Juan de Salinas y Loyola (1492–19 January 1582) was a Spanish discoverer, conqueror and hidalgo belonging to the Alava branch of the House of Hoñaz y Loyola of Azpeitia. He was the governor of Yaguarzongo and Bracamoros and the adelantado of these provinces between 1571 and 1578.

==Biography==
He was the legitimate son of Bernardo Vélez de Loyola and Guiomar Fernández de Salinas, neighbors in the town of Salinas de Añana. He travelled to the Americas and participated with Hernán Cortés in the conquest of Mexico.

In 1531 he joined the company of Francisco Pizarro in the Spanish conquest of the Inca Empire, accompanying him to the Santa Elena Peninsula and Puná Island. He was present at the march to Cajamarca and during the capture and death of Atahualpa; once the ransom was paid, de Salinas set out with Hernando Pizarro, taking to king the " king's fifth" of that treasure, which belonged to King Charles I of Spain.
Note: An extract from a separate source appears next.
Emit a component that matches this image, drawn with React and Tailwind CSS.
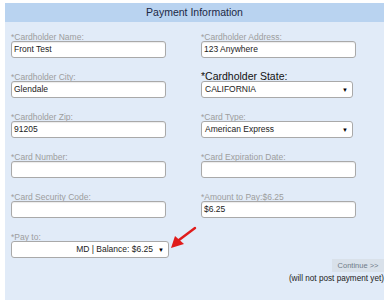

He participated in the conquest of the Ecuadorian east and Peruvian Northeast. He founded many cities in the Amazon basin, including Valladolid (Ecuador), Loyola, Santiago de las Montañas, Logroño de los Caballeros, Santa María de Leiva, San Francisco de Borja (Ecuador), Jaén de Bracamoros, Sevilla de Oro and Santa María de Nieva.

On 8 December 1548, de Salinas participated in the final foundation of Loja, together with Alonso de Mercadillo. Then on October 6, 1549, he attended the foundation of Zamora. He colonized the areas that would be the Yaguarzongo and Maynas governorates, he was also the first governor of Yaguarzongo and Bracamoros by 1556. He was later named "adelantado" of these areas in order to advance the area's colonization and exploration.

On 12 April 1557, he was present together with Gil Ramírez Dávalos at the foundation of Cuenca, on the ruins of the Inca city of Tomebamba, in honor of the Spanish city of the same name. Later he toured the Western Amazon regions where he made important discoveries, including the Morona and Pastaza rivers. On 1558, in search of "El Dorado", discovered the Pongo de Manseriche in the Marañón(Peru) river basin. He passed to Maynas, to the Ucayali River, was first to arrive east of Cuzco, and finally returned to Loja in 1559.

In 1557, he married Bernardina de Alderete Mercado in Lima; they had Gaspar de Salinas y Loyola as their only child, named in honor of his comrade in arms, Gaspar de Valladolid y Angulo.

At the end of 1581, he made his will where he donated all his livestock to build a hospital in the town of Cañaribamba, currently Girón.